Em Saliva não é muito diferente. O começo parece uma (boa) videoarte, meio um filme de Arthur Omar, com câmera colada na pele da garota de 12 anos, que tateia o espelho embaçado e deixa sua saliva nele. Aqui está um diretor manipulador da imagem, criando texturas e dando, efetivamente, algo acqua, refrescante, por via da luz, coisas mostradas. Saberemos, a seguir, graças a uma série de diálogo tanto canhestros, que ela dará seu primeiro beijo de língua num menininho de sua idade. O filme alternará imagens pretéritas dela com a amiga mais velha ensinando-a como beijar e sua ida, titubeante (ela tem nojo, o filme não cansa de mostrar e fazer ouvir). Chegando o momento, há um oceano de imagens redundantes que metaforizam o primeiro encontro de lábios da pequena.

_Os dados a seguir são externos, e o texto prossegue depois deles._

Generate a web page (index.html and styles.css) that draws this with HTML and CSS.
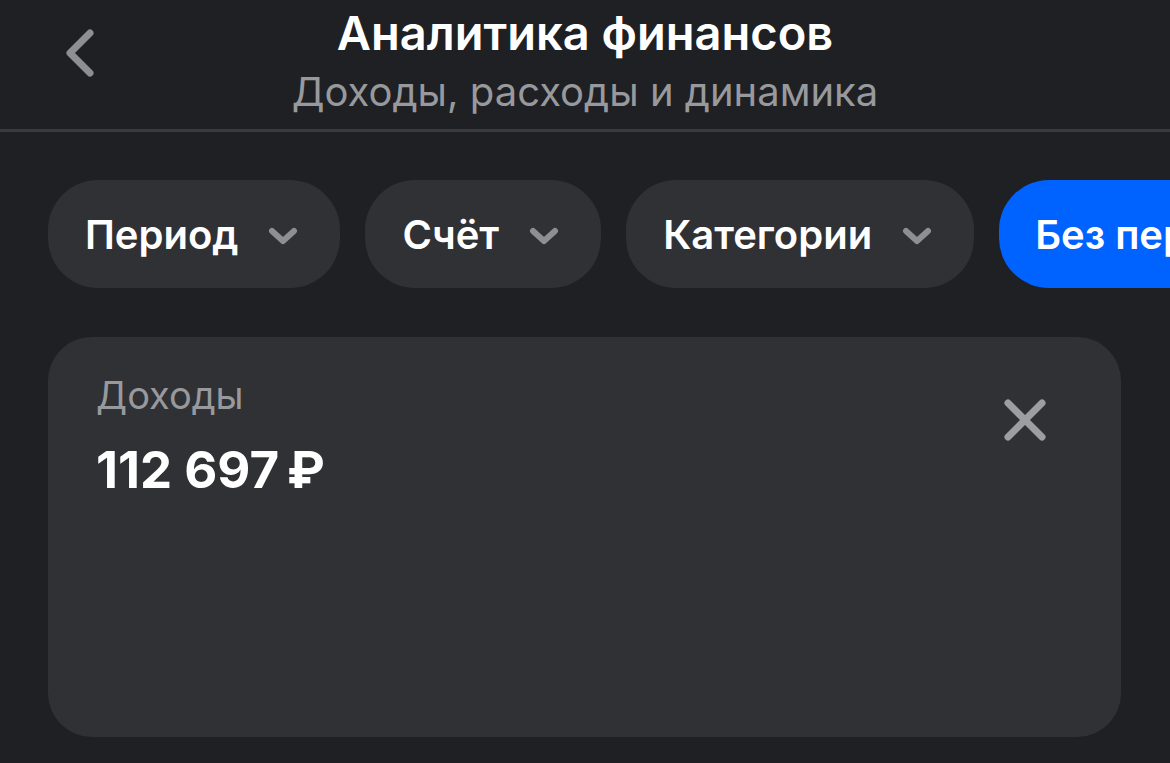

Que fique claro, se ambos os filmes passassem por um filtro que retivesse imagens em excesso e algumas falas que, longe da poesia, cumprem o pior lado do didatismo dramatúrgico, haveria mais dois belos curtas brasileiros. Saliva, por exemplo, usa a profundidade de campo do shopping Eldorado, em São Paulo, com estruturas metálicas e uma luz esbranquiçada, não resultando num fetichismo estético, mas comentando a pureza daquele momento em que a menininha será algo entre um anjinho e uma mulher. Se a falta de foco e segurança toma de redundância os filmes de Esmir Filho ou se, de fato, ele acredita nesse seu projeto de cinema híbrido e tanto “engordurado” nas imagens, isso é algo cuja resposta estará no tempo — e nos filmes. Pelo ótimo fluxo visual da primeira metade de Alguma Coisa Assim, pode-se dizer que os seis curtas de Esmir Filho são como um avião que decola sem rota de vôo ou sob o peso de uma enorme âncora encalhada na pista. Ou seja, há uma aeronave com fortes motores para se voar alto.